Loss of Precision: Due to bit-width limits, we cannot store fractional tokens (e.g., 0.5), only integers. This might not be enough for ultra-high-precision smoothing.
Overflow Risk: The bits allocated for the timestamp determine how long the system can run before overflowing (wrapping around), requiring extra logic to handle resets.

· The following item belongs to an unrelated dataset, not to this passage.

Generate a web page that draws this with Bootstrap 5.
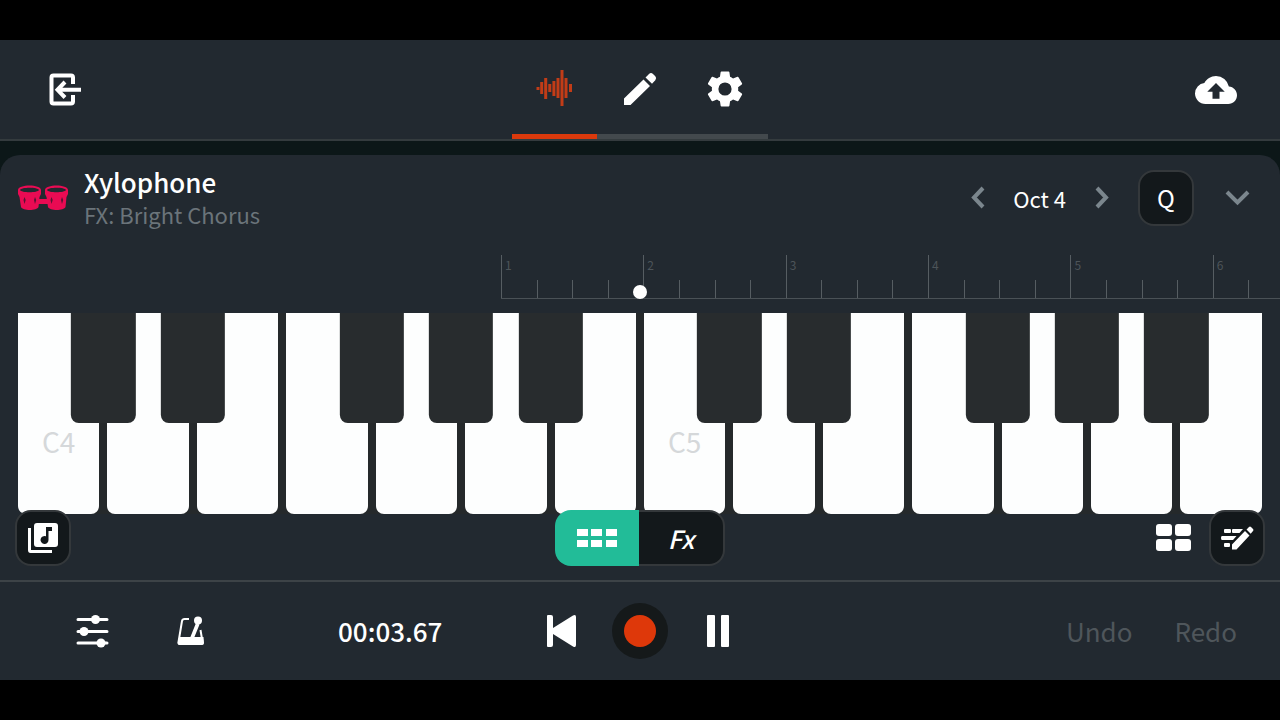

CPU Spin: Under high contention, a high CAS failure rate causes the for loop to retry many times, burning CPU cycles. It is often necessary to use runtime.Gosched() to yield the processor.

Conclusion

The evolution from mutexes to atomic operations is not just an API replacement, but a reconstruction of data structure design. In many industrial-grade components (such as Nginx's limit module or certain high-performance RPC frameworks), similar "state packing" shadows can be seen. Mastering these bit manipulation techniques is a necessary path to low-level systems development.